BEGIN Data extract

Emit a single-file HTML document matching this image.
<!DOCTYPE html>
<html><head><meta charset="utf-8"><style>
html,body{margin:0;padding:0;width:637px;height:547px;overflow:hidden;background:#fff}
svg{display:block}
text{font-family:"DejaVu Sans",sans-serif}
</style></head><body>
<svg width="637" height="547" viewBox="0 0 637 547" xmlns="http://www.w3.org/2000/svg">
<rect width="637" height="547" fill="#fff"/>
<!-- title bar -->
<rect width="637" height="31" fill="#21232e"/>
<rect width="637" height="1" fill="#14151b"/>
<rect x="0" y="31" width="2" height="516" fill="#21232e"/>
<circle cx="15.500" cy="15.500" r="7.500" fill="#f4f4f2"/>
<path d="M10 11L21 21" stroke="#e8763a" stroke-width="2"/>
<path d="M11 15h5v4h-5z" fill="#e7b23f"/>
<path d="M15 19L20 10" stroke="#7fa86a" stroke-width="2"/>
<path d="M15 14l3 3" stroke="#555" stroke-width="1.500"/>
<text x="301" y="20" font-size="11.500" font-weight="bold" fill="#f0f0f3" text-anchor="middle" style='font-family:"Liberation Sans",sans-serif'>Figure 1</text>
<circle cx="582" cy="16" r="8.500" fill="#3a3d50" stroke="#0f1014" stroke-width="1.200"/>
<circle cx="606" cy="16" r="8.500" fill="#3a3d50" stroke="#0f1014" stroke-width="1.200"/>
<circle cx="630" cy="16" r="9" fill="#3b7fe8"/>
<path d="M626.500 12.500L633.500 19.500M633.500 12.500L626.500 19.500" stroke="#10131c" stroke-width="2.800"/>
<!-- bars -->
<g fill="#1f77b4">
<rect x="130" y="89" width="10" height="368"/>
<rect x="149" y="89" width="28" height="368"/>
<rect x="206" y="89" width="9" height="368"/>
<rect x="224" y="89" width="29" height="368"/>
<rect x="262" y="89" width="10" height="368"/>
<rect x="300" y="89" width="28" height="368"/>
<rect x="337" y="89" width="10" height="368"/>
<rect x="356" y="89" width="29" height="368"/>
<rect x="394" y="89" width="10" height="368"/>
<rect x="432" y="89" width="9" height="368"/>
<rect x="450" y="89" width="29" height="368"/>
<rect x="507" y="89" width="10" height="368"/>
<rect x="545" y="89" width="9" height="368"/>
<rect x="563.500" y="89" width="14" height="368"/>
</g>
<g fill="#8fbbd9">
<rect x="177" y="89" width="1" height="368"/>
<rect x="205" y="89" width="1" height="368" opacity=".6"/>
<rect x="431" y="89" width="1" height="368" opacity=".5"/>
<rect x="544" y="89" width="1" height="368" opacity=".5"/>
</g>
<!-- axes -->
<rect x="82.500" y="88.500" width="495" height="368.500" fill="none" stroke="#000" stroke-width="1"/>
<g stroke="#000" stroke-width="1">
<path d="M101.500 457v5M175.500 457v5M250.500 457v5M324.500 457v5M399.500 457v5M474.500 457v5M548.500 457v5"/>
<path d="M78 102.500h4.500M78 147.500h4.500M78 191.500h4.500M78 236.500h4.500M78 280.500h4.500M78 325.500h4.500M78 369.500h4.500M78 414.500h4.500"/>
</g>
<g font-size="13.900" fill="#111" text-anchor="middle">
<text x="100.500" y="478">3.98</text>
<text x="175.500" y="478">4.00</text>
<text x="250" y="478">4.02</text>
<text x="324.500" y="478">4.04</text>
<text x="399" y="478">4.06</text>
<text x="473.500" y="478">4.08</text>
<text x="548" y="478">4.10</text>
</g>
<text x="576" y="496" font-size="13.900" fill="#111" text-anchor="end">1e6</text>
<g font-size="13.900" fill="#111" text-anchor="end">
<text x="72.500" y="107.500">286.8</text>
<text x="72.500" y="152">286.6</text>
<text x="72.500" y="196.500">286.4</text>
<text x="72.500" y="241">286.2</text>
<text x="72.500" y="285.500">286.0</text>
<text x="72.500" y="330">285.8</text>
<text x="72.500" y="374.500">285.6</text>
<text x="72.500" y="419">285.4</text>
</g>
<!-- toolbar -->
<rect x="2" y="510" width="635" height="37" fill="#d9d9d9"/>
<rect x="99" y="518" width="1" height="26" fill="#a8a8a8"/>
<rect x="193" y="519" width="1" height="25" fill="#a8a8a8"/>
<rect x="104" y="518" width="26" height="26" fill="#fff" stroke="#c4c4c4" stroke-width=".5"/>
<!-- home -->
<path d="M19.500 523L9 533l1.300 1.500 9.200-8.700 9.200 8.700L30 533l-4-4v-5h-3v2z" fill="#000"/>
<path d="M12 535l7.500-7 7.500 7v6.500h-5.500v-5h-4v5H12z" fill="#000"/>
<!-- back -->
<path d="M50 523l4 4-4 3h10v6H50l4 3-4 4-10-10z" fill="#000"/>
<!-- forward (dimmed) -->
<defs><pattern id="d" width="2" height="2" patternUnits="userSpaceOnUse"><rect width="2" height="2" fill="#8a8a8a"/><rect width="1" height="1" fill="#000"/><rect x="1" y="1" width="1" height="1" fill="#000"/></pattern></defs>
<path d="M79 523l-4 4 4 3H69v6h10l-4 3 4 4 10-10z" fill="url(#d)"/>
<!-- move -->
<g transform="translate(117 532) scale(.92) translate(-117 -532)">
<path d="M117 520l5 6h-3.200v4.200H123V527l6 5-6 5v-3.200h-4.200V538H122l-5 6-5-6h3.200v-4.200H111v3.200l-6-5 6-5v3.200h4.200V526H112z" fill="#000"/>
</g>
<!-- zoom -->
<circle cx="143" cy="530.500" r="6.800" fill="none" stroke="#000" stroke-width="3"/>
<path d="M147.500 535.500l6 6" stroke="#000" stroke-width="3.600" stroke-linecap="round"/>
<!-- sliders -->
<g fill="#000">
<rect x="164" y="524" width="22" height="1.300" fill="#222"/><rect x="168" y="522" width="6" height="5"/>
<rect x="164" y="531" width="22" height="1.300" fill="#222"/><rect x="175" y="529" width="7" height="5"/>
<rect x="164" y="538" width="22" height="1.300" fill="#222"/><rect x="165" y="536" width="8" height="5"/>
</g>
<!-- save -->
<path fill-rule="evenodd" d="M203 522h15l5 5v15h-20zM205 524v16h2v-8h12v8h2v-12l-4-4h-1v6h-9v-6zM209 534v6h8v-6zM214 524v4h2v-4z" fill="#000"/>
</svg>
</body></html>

END Data extract

= Exercise details =
Copy the material above back out, exactly as written.

= In response =
Emit a single-file HTML document matching this image.
<!DOCTYPE html>
<html><head><meta charset="utf-8"><style>
html,body{margin:0;padding:0;width:637px;height:547px;overflow:hidden;background:#fff}
svg{display:block}
text{font-family:"DejaVu Sans",sans-serif}
</style></head><body>
<svg width="637" height="547" viewBox="0 0 637 547" xmlns="http://www.w3.org/2000/svg">
<rect width="637" height="547" fill="#fff"/>
<!-- title bar -->
<rect width="637" height="31" fill="#21232e"/>
<rect width="637" height="1" fill="#14151b"/>
<rect x="0" y="31" width="2" height="516" fill="#21232e"/>
<circle cx="15.500" cy="15.500" r="7.500" fill="#f4f4f2"/>
<path d="M10 11L21 21" stroke="#e8763a" stroke-width="2"/>
<path d="M11 15h5v4h-5z" fill="#e7b23f"/>
<path d="M15 19L20 10" stroke="#7fa86a" stroke-width="2"/>
<path d="M15 14l3 3" stroke="#555" stroke-width="1.500"/>
<text x="301" y="20" font-size="11.500" font-weight="bold" fill="#f0f0f3" text-anchor="middle" style='font-family:"Liberation Sans",sans-serif'>Figure 1</text>
<circle cx="582" cy="16" r="8.500" fill="#3a3d50" stroke="#0f1014" stroke-width="1.200"/>
<circle cx="606" cy="16" r="8.500" fill="#3a3d50" stroke="#0f1014" stroke-width="1.200"/>
<circle cx="630" cy="16" r="9" fill="#3b7fe8"/>
<path d="M626.500 12.500L633.500 19.500M633.500 12.500L626.500 19.500" stroke="#10131c" stroke-width="2.800"/>
<!-- bars -->
<g fill="#1f77b4">
<rect x="130" y="89" width="10" height="368"/>
<rect x="149" y="89" width="28" height="368"/>
<rect x="206" y="89" width="9" height="368"/>
<rect x="224" y="89" width="29" height="368"/>
<rect x="262" y="89" width="10" height="368"/>
<rect x="300" y="89" width="28" height="368"/>
<rect x="337" y="89" width="10" height="368"/>
<rect x="356" y="89" width="29" height="368"/>
<rect x="394" y="89" width="10" height="368"/>
<rect x="432" y="89" width="9" height="368"/>
<rect x="450" y="89" width="29" height="368"/>
<rect x="507" y="89" width="10" height="368"/>
<rect x="545" y="89" width="9" height="368"/>
<rect x="563.500" y="89" width="14" height="368"/>
</g>
<g fill="#8fbbd9">
<rect x="177" y="89" width="1" height="368"/>
<rect x="205" y="89" width="1" height="368" opacity=".6"/>
<rect x="431" y="89" width="1" height="368" opacity=".5"/>
<rect x="544" y="89" width="1" height="368" opacity=".5"/>
</g>
<!-- axes -->
<rect x="82.500" y="88.500" width="495" height="368.500" fill="none" stroke="#000" stroke-width="1"/>
<g stroke="#000" stroke-width="1">
<path d="M101.500 457v5M175.500 457v5M250.500 457v5M324.500 457v5M399.500 457v5M474.500 457v5M548.500 457v5"/>
<path d="M78 102.500h4.500M78 147.500h4.500M78 191.500h4.500M78 236.500h4.500M78 280.500h4.500M78 325.500h4.500M78 369.500h4.500M78 414.500h4.500"/>
</g>
<g font-size="13.900" fill="#111" text-anchor="middle">
<text x="100.500" y="478">3.98</text>
<text x="175.500" y="478">4.00</text>
<text x="250" y="478">4.02</text>
<text x="324.500" y="478">4.04</text>
<text x="399" y="478">4.06</text>
<text x="473.500" y="478">4.08</text>
<text x="548" y="478">4.10</text>
</g>
<text x="576" y="496" font-size="13.900" fill="#111" text-anchor="end">1e6</text>
<g font-size="13.900" fill="#111" text-anchor="end">
<text x="72.500" y="107.500">286.8</text>
<text x="72.500" y="152">286.6</text>
<text x="72.500" y="196.500">286.4</text>
<text x="72.500" y="241">286.2</text>
<text x="72.500" y="285.500">286.0</text>
<text x="72.500" y="330">285.8</text>
<text x="72.500" y="374.500">285.6</text>
<text x="72.500" y="419">285.4</text>
</g>
<!-- toolbar -->
<rect x="2" y="510" width="635" height="37" fill="#d9d9d9"/>
<rect x="99" y="518" width="1" height="26" fill="#a8a8a8"/>
<rect x="193" y="519" width="1" height="25" fill="#a8a8a8"/>
<rect x="104" y="518" width="26" height="26" fill="#fff" stroke="#c4c4c4" stroke-width=".5"/>
<!-- home -->
<path d="M19.500 523L9 533l1.300 1.500 9.200-8.700 9.200 8.700L30 533l-4-4v-5h-3v2z" fill="#000"/>
<path d="M12 535l7.500-7 7.500 7v6.500h-5.500v-5h-4v5H12z" fill="#000"/>
<!-- back -->
<path d="M50 523l4 4-4 3h10v6H50l4 3-4 4-10-10z" fill="#000"/>
<!-- forward (dimmed) -->
<defs><pattern id="d" width="2" height="2" patternUnits="userSpaceOnUse"><rect width="2" height="2" fill="#8a8a8a"/><rect width="1" height="1" fill="#000"/><rect x="1" y="1" width="1" height="1" fill="#000"/></pattern></defs>
<path d="M79 523l-4 4 4 3H69v6h10l-4 3 4 4 10-10z" fill="url(#d)"/>
<!-- move -->
<g transform="translate(117 532) scale(.92) translate(-117 -532)">
<path d="M117 520l5 6h-3.200v4.200H123V527l6 5-6 5v-3.200h-4.200V538H122l-5 6-5-6h3.200v-4.200H111v3.200l-6-5 6-5v3.200h4.200V526H112z" fill="#000"/>
</g>
<!-- zoom -->
<circle cx="143" cy="530.500" r="6.800" fill="none" stroke="#000" stroke-width="3"/>
<path d="M147.500 535.500l6 6" stroke="#000" stroke-width="3.600" stroke-linecap="round"/>
<!-- sliders -->
<g fill="#000">
<rect x="164" y="524" width="22" height="1.300" fill="#222"/><rect x="168" y="522" width="6" height="5"/>
<rect x="164" y="531" width="22" height="1.300" fill="#222"/><rect x="175" y="529" width="7" height="5"/>
<rect x="164" y="538" width="22" height="1.300" fill="#222"/><rect x="165" y="536" width="8" height="5"/>
</g>
<!-- save -->
<path fill-rule="evenodd" d="M203 522h15l5 5v15h-20zM205 524v16h2v-8h12v8h2v-12l-4-4h-1v6h-9v-6zM209 534v6h8v-6zM214 524v4h2v-4z" fill="#000"/>
</svg>
</body></html>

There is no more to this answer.